Mon Jan 17 14:30:47 UTC 2011

Eugen Leitl wrote:
> To be able to build friendly you must first be able to define friendly.
> 

This statement is at least partially true.  An absolute definition of 
friendliness does not have to be possible, because it would be possible 
to build an AGI that empathizes with human aspirations without writing 
down a closed-form definition of "friendliness".  However, you would 
have to have a good working understanding of the mechanism that 
implemented the empathy.

Still, what we can agree about, thus far, is that there is not yet a 
good definition of what friendliness is or how empathy mechanisms work.

Which means that no firm statements about the dynamics of friendliness 
or empathy can be made at this point.....

> What is friendly today is not friendly tomorrow. What is friendly to me,
> a god, is not friendly to you, a mere human.

.... which means that this statement utterly contradicts the above.

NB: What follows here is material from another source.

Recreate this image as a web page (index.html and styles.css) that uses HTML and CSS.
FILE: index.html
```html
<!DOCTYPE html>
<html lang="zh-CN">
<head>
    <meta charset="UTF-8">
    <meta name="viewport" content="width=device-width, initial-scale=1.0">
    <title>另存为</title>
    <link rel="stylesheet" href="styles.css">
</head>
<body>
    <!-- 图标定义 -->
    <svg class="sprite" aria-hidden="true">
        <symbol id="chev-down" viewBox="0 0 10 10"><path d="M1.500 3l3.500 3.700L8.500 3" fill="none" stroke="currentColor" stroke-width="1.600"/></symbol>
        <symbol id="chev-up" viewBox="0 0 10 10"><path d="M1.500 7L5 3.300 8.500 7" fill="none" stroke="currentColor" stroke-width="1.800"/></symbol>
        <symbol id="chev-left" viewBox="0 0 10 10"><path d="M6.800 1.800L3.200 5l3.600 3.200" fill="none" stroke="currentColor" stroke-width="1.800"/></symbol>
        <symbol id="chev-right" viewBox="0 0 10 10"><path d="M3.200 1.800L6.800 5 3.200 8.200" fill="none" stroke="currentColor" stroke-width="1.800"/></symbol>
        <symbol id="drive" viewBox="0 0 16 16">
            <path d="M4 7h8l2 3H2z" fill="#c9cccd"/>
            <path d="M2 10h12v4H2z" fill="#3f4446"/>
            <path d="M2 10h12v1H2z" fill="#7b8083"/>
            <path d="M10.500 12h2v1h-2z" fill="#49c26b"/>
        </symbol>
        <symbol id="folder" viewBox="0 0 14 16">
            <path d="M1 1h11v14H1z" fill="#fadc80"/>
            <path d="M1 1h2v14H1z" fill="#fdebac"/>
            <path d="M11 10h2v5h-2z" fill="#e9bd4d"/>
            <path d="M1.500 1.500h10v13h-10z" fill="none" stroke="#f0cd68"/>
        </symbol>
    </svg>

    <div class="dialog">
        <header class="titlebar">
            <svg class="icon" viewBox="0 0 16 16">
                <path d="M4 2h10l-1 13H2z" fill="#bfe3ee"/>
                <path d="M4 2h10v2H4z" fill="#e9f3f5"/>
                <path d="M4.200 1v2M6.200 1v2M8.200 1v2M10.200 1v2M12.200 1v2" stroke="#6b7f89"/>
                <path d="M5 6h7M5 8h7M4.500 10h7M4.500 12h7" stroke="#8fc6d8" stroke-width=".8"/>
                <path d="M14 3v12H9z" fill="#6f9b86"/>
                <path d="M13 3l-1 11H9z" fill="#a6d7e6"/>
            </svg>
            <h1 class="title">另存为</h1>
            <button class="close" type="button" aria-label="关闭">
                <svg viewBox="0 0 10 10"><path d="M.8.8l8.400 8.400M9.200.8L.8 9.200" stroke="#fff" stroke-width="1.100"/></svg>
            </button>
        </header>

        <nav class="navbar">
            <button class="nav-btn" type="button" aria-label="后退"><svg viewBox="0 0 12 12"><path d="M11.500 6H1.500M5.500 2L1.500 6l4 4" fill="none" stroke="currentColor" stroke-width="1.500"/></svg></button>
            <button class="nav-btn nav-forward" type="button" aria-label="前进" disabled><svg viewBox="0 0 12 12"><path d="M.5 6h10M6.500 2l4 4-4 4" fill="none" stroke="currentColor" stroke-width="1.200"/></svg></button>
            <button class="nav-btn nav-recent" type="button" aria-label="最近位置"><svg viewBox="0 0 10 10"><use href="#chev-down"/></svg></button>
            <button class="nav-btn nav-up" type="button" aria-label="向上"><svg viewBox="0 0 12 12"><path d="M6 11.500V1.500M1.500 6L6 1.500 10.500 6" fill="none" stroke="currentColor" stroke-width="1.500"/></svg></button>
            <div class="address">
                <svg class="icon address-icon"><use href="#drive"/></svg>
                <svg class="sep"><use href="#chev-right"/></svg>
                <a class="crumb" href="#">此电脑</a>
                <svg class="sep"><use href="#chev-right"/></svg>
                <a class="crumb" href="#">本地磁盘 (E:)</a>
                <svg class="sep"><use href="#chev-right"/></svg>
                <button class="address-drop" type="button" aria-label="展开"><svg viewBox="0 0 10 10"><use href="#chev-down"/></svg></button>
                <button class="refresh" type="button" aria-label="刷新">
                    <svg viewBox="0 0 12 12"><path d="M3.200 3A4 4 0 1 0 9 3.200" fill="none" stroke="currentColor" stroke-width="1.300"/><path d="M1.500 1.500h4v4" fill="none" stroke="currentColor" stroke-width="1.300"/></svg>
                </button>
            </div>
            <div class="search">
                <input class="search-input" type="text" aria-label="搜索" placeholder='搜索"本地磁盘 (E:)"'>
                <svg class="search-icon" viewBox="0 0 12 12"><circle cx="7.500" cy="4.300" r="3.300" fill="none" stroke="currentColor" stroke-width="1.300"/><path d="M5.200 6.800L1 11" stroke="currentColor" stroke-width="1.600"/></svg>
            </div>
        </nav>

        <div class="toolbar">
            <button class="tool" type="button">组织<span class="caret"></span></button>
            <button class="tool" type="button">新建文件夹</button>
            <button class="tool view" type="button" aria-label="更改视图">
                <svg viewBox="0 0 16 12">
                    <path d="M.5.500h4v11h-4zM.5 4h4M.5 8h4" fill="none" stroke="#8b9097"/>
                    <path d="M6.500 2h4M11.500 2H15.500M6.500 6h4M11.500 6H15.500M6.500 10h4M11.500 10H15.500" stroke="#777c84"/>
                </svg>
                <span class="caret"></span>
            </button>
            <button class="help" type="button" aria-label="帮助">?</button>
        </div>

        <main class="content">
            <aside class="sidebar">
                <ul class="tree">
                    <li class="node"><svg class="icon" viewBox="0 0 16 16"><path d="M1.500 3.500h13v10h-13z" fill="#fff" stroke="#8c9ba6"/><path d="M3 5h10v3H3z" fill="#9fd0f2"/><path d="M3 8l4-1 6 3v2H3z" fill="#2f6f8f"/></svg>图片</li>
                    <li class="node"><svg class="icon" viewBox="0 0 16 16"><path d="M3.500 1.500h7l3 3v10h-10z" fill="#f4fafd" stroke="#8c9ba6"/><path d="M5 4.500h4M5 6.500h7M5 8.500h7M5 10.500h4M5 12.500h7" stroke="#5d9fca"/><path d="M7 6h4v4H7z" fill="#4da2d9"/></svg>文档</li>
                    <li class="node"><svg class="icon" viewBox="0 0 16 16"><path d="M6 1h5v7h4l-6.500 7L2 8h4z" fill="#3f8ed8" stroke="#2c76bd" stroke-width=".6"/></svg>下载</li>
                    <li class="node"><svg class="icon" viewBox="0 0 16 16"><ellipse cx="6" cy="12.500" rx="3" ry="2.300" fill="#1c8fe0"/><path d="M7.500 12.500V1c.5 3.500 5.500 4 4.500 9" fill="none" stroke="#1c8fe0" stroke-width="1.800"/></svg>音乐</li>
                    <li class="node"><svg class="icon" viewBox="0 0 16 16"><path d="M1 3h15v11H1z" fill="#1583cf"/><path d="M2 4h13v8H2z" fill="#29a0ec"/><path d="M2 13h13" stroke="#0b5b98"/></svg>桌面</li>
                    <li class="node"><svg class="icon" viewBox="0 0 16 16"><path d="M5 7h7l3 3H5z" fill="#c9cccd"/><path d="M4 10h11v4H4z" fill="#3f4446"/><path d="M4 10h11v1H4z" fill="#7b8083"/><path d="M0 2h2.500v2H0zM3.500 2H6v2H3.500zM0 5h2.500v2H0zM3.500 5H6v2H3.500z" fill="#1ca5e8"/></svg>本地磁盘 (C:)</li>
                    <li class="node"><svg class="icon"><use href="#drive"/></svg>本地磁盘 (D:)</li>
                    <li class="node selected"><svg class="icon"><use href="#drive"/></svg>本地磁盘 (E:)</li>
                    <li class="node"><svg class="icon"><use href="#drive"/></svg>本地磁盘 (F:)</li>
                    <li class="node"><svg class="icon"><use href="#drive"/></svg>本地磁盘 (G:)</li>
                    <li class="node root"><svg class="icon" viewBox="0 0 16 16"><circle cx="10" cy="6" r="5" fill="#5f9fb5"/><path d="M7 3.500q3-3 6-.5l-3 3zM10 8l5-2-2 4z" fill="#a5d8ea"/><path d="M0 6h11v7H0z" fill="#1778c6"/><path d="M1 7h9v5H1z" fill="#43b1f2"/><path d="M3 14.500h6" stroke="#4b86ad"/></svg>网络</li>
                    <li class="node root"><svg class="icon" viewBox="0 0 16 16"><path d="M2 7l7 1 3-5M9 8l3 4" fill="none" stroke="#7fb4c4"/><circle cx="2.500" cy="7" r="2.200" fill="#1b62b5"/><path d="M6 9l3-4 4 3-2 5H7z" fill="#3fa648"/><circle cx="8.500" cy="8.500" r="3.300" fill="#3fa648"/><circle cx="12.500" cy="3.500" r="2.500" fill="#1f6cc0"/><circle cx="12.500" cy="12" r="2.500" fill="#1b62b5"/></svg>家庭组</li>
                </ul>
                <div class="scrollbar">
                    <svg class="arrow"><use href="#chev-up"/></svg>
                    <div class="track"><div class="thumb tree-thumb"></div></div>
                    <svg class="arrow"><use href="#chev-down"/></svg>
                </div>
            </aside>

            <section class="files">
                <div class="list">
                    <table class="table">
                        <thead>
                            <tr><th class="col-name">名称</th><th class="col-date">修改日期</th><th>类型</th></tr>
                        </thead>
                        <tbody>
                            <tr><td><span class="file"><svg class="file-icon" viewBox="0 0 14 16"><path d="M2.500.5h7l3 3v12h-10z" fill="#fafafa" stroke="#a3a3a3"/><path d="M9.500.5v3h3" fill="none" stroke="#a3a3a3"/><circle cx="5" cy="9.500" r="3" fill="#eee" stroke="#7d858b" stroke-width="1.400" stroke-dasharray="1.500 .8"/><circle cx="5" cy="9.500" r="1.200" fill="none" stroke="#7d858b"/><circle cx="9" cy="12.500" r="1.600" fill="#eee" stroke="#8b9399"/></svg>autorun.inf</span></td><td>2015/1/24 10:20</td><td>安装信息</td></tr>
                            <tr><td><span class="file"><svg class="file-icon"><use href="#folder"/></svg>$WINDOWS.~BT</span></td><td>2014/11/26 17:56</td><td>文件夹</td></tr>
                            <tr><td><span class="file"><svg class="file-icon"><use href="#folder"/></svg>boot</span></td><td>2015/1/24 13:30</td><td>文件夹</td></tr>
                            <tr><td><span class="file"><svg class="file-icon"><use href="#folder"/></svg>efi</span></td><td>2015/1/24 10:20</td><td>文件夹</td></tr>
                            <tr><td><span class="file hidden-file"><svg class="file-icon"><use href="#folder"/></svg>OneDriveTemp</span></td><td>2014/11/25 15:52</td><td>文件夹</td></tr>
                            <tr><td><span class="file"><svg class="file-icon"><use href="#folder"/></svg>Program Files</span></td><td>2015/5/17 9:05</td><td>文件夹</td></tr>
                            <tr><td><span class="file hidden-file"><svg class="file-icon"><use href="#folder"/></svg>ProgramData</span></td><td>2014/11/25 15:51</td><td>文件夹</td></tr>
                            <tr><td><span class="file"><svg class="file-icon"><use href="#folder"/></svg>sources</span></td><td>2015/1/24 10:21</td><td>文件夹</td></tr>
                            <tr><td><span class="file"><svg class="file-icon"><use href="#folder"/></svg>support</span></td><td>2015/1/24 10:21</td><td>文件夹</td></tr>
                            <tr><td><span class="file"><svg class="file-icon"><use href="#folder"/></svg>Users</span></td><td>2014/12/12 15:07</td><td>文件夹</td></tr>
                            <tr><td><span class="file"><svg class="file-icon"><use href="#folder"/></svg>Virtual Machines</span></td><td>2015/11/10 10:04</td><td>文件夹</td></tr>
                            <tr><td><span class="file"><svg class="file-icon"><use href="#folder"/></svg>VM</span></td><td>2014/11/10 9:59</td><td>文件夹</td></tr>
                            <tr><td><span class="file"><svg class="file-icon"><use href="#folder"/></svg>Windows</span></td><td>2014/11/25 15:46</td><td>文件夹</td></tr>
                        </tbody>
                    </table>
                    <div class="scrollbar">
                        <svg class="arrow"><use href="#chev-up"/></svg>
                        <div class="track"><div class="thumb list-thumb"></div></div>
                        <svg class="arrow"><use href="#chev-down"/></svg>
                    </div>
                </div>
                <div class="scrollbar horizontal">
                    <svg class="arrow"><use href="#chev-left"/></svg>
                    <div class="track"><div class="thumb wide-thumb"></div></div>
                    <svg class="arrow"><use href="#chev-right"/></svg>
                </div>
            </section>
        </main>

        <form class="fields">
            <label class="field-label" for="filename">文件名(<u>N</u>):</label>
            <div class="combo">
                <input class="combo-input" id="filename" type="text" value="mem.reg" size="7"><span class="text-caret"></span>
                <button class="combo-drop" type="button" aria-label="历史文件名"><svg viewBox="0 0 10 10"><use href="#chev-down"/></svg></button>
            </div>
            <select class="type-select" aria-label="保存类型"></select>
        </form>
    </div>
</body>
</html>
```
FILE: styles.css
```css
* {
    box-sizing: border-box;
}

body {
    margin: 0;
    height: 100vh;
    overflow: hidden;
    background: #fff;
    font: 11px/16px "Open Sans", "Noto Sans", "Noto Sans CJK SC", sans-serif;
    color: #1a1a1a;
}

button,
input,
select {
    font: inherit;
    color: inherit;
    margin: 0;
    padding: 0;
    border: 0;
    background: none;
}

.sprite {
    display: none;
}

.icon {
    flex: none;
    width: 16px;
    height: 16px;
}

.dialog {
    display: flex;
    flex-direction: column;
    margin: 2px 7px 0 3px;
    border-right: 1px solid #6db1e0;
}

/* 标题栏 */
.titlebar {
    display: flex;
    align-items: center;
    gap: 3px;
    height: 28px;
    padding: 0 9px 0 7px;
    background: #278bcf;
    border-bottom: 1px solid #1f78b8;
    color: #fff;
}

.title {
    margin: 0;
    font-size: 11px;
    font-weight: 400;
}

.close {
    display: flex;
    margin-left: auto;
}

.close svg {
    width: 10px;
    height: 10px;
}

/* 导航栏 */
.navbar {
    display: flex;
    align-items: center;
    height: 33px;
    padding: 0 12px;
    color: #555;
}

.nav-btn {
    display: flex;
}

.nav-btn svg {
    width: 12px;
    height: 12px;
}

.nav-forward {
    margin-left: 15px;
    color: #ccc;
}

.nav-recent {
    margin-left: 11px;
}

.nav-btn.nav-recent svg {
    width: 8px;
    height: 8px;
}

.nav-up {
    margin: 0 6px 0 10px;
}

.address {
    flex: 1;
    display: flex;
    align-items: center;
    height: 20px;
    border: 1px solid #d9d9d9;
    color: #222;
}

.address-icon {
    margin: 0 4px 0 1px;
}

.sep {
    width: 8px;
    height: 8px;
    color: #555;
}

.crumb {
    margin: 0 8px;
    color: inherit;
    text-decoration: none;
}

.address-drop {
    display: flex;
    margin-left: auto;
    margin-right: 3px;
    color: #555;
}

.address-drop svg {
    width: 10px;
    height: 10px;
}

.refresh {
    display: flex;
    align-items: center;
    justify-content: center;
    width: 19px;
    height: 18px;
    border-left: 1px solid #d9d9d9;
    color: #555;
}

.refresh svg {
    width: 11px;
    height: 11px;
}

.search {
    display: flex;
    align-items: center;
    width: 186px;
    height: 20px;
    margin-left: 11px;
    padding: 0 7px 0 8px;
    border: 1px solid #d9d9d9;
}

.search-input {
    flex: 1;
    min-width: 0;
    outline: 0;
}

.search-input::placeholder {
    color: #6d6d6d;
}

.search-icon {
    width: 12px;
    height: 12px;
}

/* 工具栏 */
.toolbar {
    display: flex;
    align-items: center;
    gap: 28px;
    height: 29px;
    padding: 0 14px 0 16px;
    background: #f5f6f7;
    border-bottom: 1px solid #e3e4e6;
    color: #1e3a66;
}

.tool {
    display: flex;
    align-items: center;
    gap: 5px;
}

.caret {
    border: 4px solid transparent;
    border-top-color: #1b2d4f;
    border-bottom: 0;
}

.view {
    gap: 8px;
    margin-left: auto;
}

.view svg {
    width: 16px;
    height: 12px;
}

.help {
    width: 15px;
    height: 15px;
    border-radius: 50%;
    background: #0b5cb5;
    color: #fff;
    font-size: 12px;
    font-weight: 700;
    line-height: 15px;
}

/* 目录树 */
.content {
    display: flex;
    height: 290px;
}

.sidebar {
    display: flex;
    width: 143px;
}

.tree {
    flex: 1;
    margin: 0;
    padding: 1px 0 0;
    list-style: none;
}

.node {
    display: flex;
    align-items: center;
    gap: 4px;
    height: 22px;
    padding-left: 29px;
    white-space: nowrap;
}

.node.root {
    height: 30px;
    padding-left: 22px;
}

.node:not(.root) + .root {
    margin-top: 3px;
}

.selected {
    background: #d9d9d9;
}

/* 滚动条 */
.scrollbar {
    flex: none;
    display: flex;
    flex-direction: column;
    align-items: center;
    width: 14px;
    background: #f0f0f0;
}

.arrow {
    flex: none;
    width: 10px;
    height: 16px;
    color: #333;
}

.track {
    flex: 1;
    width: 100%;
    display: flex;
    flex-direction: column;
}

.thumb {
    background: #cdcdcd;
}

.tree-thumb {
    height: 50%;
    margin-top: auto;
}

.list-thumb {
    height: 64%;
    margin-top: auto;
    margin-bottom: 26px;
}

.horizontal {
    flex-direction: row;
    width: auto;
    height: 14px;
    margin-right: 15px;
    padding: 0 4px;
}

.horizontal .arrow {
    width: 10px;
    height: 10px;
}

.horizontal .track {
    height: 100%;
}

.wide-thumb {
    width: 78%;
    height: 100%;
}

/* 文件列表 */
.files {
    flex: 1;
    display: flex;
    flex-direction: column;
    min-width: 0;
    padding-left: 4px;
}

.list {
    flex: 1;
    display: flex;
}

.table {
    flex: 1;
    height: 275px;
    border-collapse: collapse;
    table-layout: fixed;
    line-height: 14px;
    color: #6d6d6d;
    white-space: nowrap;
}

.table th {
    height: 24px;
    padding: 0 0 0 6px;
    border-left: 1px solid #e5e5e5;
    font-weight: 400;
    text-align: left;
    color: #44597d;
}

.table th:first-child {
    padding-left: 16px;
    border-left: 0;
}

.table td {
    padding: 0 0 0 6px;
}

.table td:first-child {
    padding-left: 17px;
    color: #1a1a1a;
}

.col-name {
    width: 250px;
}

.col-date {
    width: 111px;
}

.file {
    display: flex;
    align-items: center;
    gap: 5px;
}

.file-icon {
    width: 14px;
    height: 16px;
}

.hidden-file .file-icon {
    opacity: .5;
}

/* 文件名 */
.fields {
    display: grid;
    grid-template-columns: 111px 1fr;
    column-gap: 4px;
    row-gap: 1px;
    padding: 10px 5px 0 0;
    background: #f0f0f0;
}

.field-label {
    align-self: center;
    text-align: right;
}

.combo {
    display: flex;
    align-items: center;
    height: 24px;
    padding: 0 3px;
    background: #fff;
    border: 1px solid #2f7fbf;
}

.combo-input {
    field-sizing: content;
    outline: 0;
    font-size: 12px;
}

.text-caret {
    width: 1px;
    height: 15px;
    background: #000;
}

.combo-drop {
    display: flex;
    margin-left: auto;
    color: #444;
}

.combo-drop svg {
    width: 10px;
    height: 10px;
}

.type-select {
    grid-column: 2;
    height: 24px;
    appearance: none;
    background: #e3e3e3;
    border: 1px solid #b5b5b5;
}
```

In the absence of a theory of friendliness etc, we cannot say things 
like "What is friendly today is not friendly tomorrow" or "What is 
friendly to me, a god, is not friendly to you, a mere human".

> When you bootstrap de novo by co-evolution in a virtual environment and
> aim for very high fitness target is extremely unlikely to be a good team 
> player to us meat puppets.

... nor can this conclusion be reached.

And, in Anders' post on the same topic earlier, we had:

Anders Sandberg wrote:
> There are far more elegant ways of ensuring friendliness than
> assuming Kantianism to be right or fixed axioms. Basically, you try
> to get the motivation system to not only treat you well from the
> start but also be motivated to evolve towards better forms of
> well-treating (for a more stringent treatment, see Nick's upcoming
> book on intelligence explosions). Unfortunately, as Nick, Randall
> *and* Eliezer all argued today (talks will be put online on the FHI
> web ASAP) getting this friendliness to work is *amazingly* hard.

Getting *which* mechanism of "friendliness" to work?  Which theory of 
the friendliness and empathy mechanisms is being assumed?  My 
understanding is that no such theory exists.

You cannot prove that "getting X to work is *amazingly* hard" when X has 
not been characterized in anything more than a superficial manner.

Richard